- [Your objective]:
Without the pictures, return all of the material exactly as written.

- [Stored data]:

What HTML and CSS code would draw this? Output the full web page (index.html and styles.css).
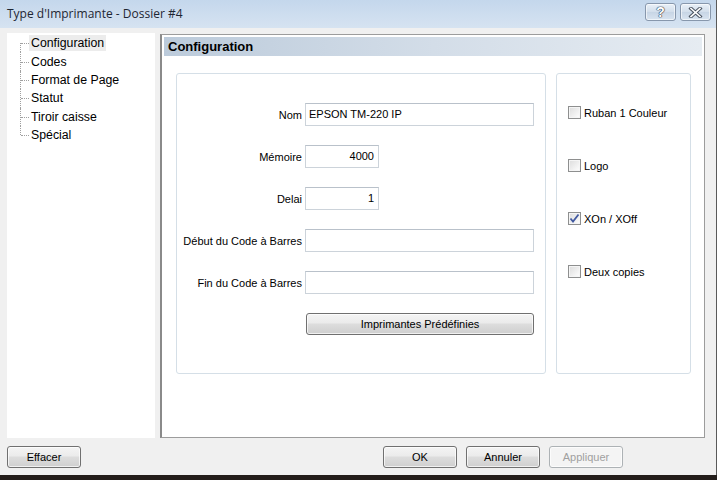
FILE: index.html
```html
<!DOCTYPE html>
<html lang="fr">

<head>
  <meta charset="UTF-8" />
  <title>Type d'Imprimante - Dossier #4</title>
  <link rel="stylesheet" href="styles.css">
</head>

<body>
  <div class="window">
    <div class="titlebar">
      <span class="title">Type d'Imprimante - Dossier #4</span>
      <div class="caption-buttons">
        <div class="cap-btn help">?</div>
        <div class="cap-btn close">
          <svg width="15" height="11" viewBox="0 0 15 11">
            <path d="M3 1.5 L12 9.5 M12 1.5 L3 9.5" stroke="#4b5563" stroke-width="3.6" stroke-linecap="square" />
            <path d="M3 1.5 L12 9.5 M12 1.5 L3 9.5" stroke="#ffffff" stroke-width="1.6" stroke-linecap="square" />
          </svg>
        </div>
      </div>
    </div>

    <div class="content">
      <div class="tree">
        <ul>
          <li class="selected"><span>Configuration</span></li>
          <li><span>Codes</span></li>
          <li><span>Format de Page</span></li>
          <li><span>Statut</span></li>
          <li><span>Tiroir caisse</span></li>
          <li class="last"><span>Spécial</span></li>
        </ul>
      </div>

      <div class="panel">
        <div class="panel-header">Configuration</div>
        <div class="panel-body">
          <div class="group fields">
            <label>Nom</label>
            <div class="input wide">EPSON TM-220 IP</div>
            <label>Mémoire</label>
            <div class="input short num">4000</div>
            <label>Delai</label>
            <div class="input short num">1</div>
            <label>Début du Code à Barres</label>
            <div class="input wide"></div>
            <label>Fin du Code à Barres</label>
            <div class="input wide"></div>
            <span></span>
            <div class="btn preset">Imprimantes Prédéfinies</div>
          </div>

          <div class="group options">
            <div class="check"><span class="box"></span>Ruban 1 Couleur</div>
            <div class="check"><span class="box"></span>Logo</div>
            <div class="check">
              <span class="box">
                <svg width="11" height="11" viewBox="0 0 11 11">
                  <path d="M1.5 5.5 L4 8.5 L9.5 1.5" fill="none" stroke="#4159a0" stroke-width="1.8" />
                </svg>
              </span>XOn / XOff
            </div>
            <div class="check"><span class="box"></span>Deux copies</div>
          </div>
        </div>
      </div>
    </div>

    <div class="footer">
      <div class="btn">Effacer</div>
      <div class="footer-right">
        <div class="btn">OK</div>
        <div class="btn">Annuler</div>
        <div class="btn disabled">Appliquer</div>
      </div>
    </div>
  </div>
</body>

</html>
```

FILE: styles.css
```css
/* Base */
body {
  margin: 0;
  background-color: #231d1a;
  font-family: 'Liberation Sans', Arial, sans-serif;
  font-size: 11px;
  color: #000;
}

.window {
  width: 716px;
  height: 475px;
  background-color: #f0f0f0;
  border-right: 1px solid #5a5a5a;
  display: flex;
  flex-direction: column;
}

/* Title bar */
.titlebar {
  height: 28px;
  background: linear-gradient(to bottom, #c4d7ec, #d6e3f1);
  display: flex;
  justify-content: space-between;
  align-items: center;
  padding: 0 5px 0 7px;
  box-sizing: border-box;
}

.title {
  font-family: 'Open Sans', sans-serif;
  font-size: 12px;
  color: #1e2633;
  margin-top: -1px;
}

.caption-buttons {
  display: flex;
  gap: 4px;
  margin-top: -4px;
}

.cap-btn {
  width: 29px;
  height: 16px;
  border: 1px solid #8797ac;
  border-radius: 3px;
  background: linear-gradient(to bottom, #e9f0f8, #d2deeb 50%, #c7d5e5 51%, #d9e4f0);
  display: flex;
  justify-content: center;
  align-items: center;
  box-shadow: inset 0 0 0 1px rgba(255, 255, 255, 0.6);
}

.cap-btn.help {
  font-weight: bold;
  font-size: 14px;
  color: #fff;
  text-shadow: 0 0 1px #3c4756, 0 0 1px #3c4756, 0 0 1px #3c4756, 0 0 1px #3c4756;
}

/* Content area */
.content {
  display: flex;
  gap: 5px;
  padding: 5px 0 0 7px;
  height: 410px;
  box-sizing: border-box;
}

.tree {
  width: 148px;
  background-color: #fff;
}

.tree ul {
  list-style: none;
  margin: 0;
  padding: 1px 0 0 13px;
}

.tree li {
  position: relative;
  height: 18.4px;
  display: flex;
  align-items: center;
  font-size: 12.3px;
  padding-left: 9px;
}

.tree li::before {
  content: "";
  position: absolute;
  left: 0;
  top: 0;
  bottom: 0;
  border-left: 1px dotted #a0a0a0;
}

.tree li.last::before {
  bottom: 50%;
}

.tree li::after {
  content: "";
  position: absolute;
  left: 1px;
  top: 50%;
  width: 8px;
  border-top: 1px dotted #a0a0a0;
}

.tree li:first-child::before {
  top: 50%;
}

.tree li span {
  padding: 1px 2px;
}

.tree li.selected span {
  background-color: #ececec;
}

/* Main panel */
.panel {
  width: 545px;
  margin-top: 1px;
  height: 404px;
  box-sizing: border-box;
  border: 1px solid #9c9c9c;
  border-left: 2px solid #8a8a8a;
  padding: 2px;
  background-color: #fff;
}

.panel-header {
  height: 19px;
  line-height: 19px;
  padding-left: 4px;
  font-size: 13px;
  font-weight: bold;
  background: linear-gradient(to right, #bccbdb, #d3dde8 50%, #e6ecf2);
}

.panel-body {
  display: flex;
  gap: 10px;
  padding: 17px 0 0 12px;
}

.group {
  height: 301px;
  box-sizing: border-box;
  border: 1px solid #d5dfe7;
  border-radius: 3px;
  background-color: #fff;
}

/* Field grid */
.fields {
  width: 370px;
  display: grid;
  grid-template-columns: 125px auto;
  grid-auto-rows: 23px;
  column-gap: 3px;
  row-gap: 19px;
  align-content: start;
  padding-top: 29px;
}

.fields label {
  text-align: right;
  align-self: center;
}

.input {
  height: 23px;
  box-sizing: border-box;
  border: 1px solid #ccd3da;
  border-top-color: #b9c1ca;
  background-color: #fff;
  padding: 0 3px;
  line-height: 21px;
  font-size: 11px;
}

.input.wide {
  width: 229px;
}

.input.short {
  width: 74px;
}

.input.num {
  text-align: right;
  padding-right: 4px;
}

/* Buttons */
.btn {
  width: 74px;
  height: 22px;
  box-sizing: border-box;
  border: 1px solid #707070;
  border-radius: 3px;
  background: linear-gradient(to bottom, #f4f4f4, #ebebeb 45%, #dddddd 50%, #cfcfcf);
  box-shadow: inset 0 0 0 1px rgba(255, 255, 255, 0.7);
  display: flex;
  justify-content: center;
  align-items: center;
  font-size: 11px;
}

.btn.preset {
  width: 228px;
  margin-left: 1px;
}

.btn.disabled {
  color: #a0a0a0;
  border-color: #adb2b5;
  background: #f4f4f4;
}

/* Options */
.options {
  width: 135px;
  display: flex;
  flex-direction: column;
  gap: 40px;
  padding: 32px 0 0 11px;
}

.check {
  display: flex;
  align-items: center;
  height: 13px;
  gap: 3px;
}

.check .box {
  width: 13px;
  height: 13px;
  box-sizing: border-box;
  border: 1px solid #8e8f8f;
  background: linear-gradient(135deg, #dcdcdc, #f4f4f4 70%, #ffffff);
  box-shadow: inset 0 0 0 1px #f5f5f5;
  display: flex;
  justify-content: center;
  align-items: center;
}

/* Footer */
.footer {
  display: flex;
  justify-content: space-between;
  padding: 8px 93px 0 7px;
}

.footer-right {
  display: flex;
  gap: 9px;
}
```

- [Expected answer]:
What HTML and CSS code would draw this? Output the full web page (index.html and styles.css).
FILE: index.html
```html
<!DOCTYPE html>
<html lang="fr">

<head>
  <meta charset="UTF-8" />
  <title>Type d'Imprimante - Dossier #4</title>
  <link rel="stylesheet" href="styles.css">
</head>

<body>
  <div class="window">
    <div class="titlebar">
      <span class="title">Type d'Imprimante - Dossier #4</span>
      <div class="caption-buttons">
        <div class="cap-btn help">?</div>
        <div class="cap-btn close">
          <svg width="15" height="11" viewBox="0 0 15 11">
            <path d="M3 1.5 L12 9.5 M12 1.5 L3 9.5" stroke="#4b5563" stroke-width="3.6" stroke-linecap="square" />
            <path d="M3 1.5 L12 9.5 M12 1.5 L3 9.5" stroke="#ffffff" stroke-width="1.6" stroke-linecap="square" />
          </svg>
        </div>
      </div>
    </div>

    <div class="content">
      <div class="tree">
        <ul>
          <li class="selected"><span>Configuration</span></li>
          <li><span>Codes</span></li>
          <li><span>Format de Page</span></li>
          <li><span>Statut</span></li>
          <li><span>Tiroir caisse</span></li>
          <li class="last"><span>Spécial</span></li>
        </ul>
      </div>

      <div class="panel">
        <div class="panel-header">Configuration</div>
        <div class="panel-body">
          <div class="group fields">
            <label>Nom</label>
            <div class="input wide">EPSON TM-220 IP</div>
            <label>Mémoire</label>
            <div class="input short num">4000</div>
            <label>Delai</label>
            <div class="input short num">1</div>
            <label>Début du Code à Barres</label>
            <div class="input wide"></div>
            <label>Fin du Code à Barres</label>
            <div class="input wide"></div>
            <span></span>
            <div class="btn preset">Imprimantes Prédéfinies</div>
          </div>

          <div class="group options">
            <div class="check"><span class="box"></span>Ruban 1 Couleur</div>
            <div class="check"><span class="box"></span>Logo</div>
            <div class="check">
              <span class="box">
                <svg width="11" height="11" viewBox="0 0 11 11">
                  <path d="M1.5 5.5 L4 8.5 L9.5 1.5" fill="none" stroke="#4159a0" stroke-width="1.8" />
                </svg>
              </span>XOn / XOff
            </div>
            <div class="check"><span class="box"></span>Deux copies</div>
          </div>
        </div>
      </div>
    </div>

    <div class="footer">
      <div class="btn">Effacer</div>
      <div class="footer-right">
        <div class="btn">OK</div>
        <div class="btn">Annuler</div>
        <div class="btn disabled">Appliquer</div>
      </div>
    </div>
  </div>
</body>

</html>
```

FILE: styles.css
```css
/* Base */
body {
  margin: 0;
  background-color: #231d1a;
  font-family: 'Liberation Sans', Arial, sans-serif;
  font-size: 11px;
  color: #000;
}

.window {
  width: 716px;
  height: 475px;
  background-color: #f0f0f0;
  border-right: 1px solid #5a5a5a;
  display: flex;
  flex-direction: column;
}

/* Title bar */
.titlebar {
  height: 28px;
  background: linear-gradient(to bottom, #c4d7ec, #d6e3f1);
  display: flex;
  justify-content: space-between;
  align-items: center;
  padding: 0 5px 0 7px;
  box-sizing: border-box;
}

.title {
  font-family: 'Open Sans', sans-serif;
  font-size: 12px;
  color: #1e2633;
  margin-top: -1px;
}

.caption-buttons {
  display: flex;
  gap: 4px;
  margin-top: -4px;
}

.cap-btn {
  width: 29px;
  height: 16px;
  border: 1px solid #8797ac;
  border-radius: 3px;
  background: linear-gradient(to bottom, #e9f0f8, #d2deeb 50%, #c7d5e5 51%, #d9e4f0);
  display: flex;
  justify-content: center;
  align-items: center;
  box-shadow: inset 0 0 0 1px rgba(255, 255, 255, 0.6);
}

.cap-btn.help {
  font-weight: bold;
  font-size: 14px;
  color: #fff;
  text-shadow: 0 0 1px #3c4756, 0 0 1px #3c4756, 0 0 1px #3c4756, 0 0 1px #3c4756;
}

/* Content area */
.content {
  display: flex;
  gap: 5px;
  padding: 5px 0 0 7px;
  height: 410px;
  box-sizing: border-box;
}

.tree {
  width: 148px;
  background-color: #fff;
}

.tree ul {
  list-style: none;
  margin: 0;
  padding: 1px 0 0 13px;
}

.tree li {
  position: relative;
  height: 18.4px;
  display: flex;
  align-items: center;
  font-size: 12.3px;
  padding-left: 9px;
}

.tree li::before {
  content: "";
  position: absolute;
  left: 0;
  top: 0;
  bottom: 0;
  border-left: 1px dotted #a0a0a0;
}

.tree li.last::before {
  bottom: 50%;
}

.tree li::after {
  content: "";
  position: absolute;
  left: 1px;
  top: 50%;
  width: 8px;
  border-top: 1px dotted #a0a0a0;
}

.tree li:first-child::before {
  top: 50%;
}

.tree li span {
  padding: 1px 2px;
}

.tree li.selected span {
  background-color: #ececec;
}

/* Main panel */
.panel {
  width: 545px;
  margin-top: 1px;
  height: 404px;
  box-sizing: border-box;
  border: 1px solid #9c9c9c;
  border-left: 2px solid #8a8a8a;
  padding: 2px;
  background-color: #fff;
}

.panel-header {
  height: 19px;
  line-height: 19px;
  padding-left: 4px;
  font-size: 13px;
  font-weight: bold;
  background: linear-gradient(to right, #bccbdb, #d3dde8 50%, #e6ecf2);
}

.panel-body {
  display: flex;
  gap: 10px;
  padding: 17px 0 0 12px;
}

.group {
  height: 301px;
  box-sizing: border-box;
  border: 1px solid #d5dfe7;
  border-radius: 3px;
  background-color: #fff;
}

/* Field grid */
.fields {
  width: 370px;
  display: grid;
  grid-template-columns: 125px auto;
  grid-auto-rows: 23px;
  column-gap: 3px;
  row-gap: 19px;
  align-content: start;
  padding-top: 29px;
}

.fields label {
  text-align: right;
  align-self: center;
}

.input {
  height: 23px;
  box-sizing: border-box;
  border: 1px solid #ccd3da;
  border-top-color: #b9c1ca;
  background-color: #fff;
  padding: 0 3px;
  line-height: 21px;
  font-size: 11px;
}

.input.wide {
  width: 229px;
}

.input.short {
  width: 74px;
}

.input.num {
  text-align: right;
  padding-right: 4px;
}

/* Buttons */
.btn {
  width: 74px;
  height: 22px;
  box-sizing: border-box;
  border: 1px solid #707070;
  border-radius: 3px;
  background: linear-gradient(to bottom, #f4f4f4, #ebebeb 45%, #dddddd 50%, #cfcfcf);
  box-shadow: inset 0 0 0 1px rgba(255, 255, 255, 0.7);
  display: flex;
  justify-content: center;
  align-items: center;
  font-size: 11px;
}

.btn.preset {
  width: 228px;
  margin-left: 1px;
}

.btn.disabled {
  color: #a0a0a0;
  border-color: #adb2b5;
  background: #f4f4f4;
}

/* Options */
.options {
  width: 135px;
  display: flex;
  flex-direction: column;
  gap: 40px;
  padding: 32px 0 0 11px;
}

.check {
  display: flex;
  align-items: center;
  height: 13px;
  gap: 3px;
}

.check .box {
  width: 13px;
  height: 13px;
  box-sizing: border-box;
  border: 1px solid #8e8f8f;
  background: linear-gradient(135deg, #dcdcdc, #f4f4f4 70%, #ffffff);
  box-shadow: inset 0 0 0 1px #f5f5f5;
  display: flex;
  justify-content: center;
  align-items: center;
}

/* Footer */
.footer {
  display: flex;
  justify-content: space-between;
  padding: 8px 93px 0 7px;
}

.footer-right {
  display: flex;
  gap: 9px;
}
```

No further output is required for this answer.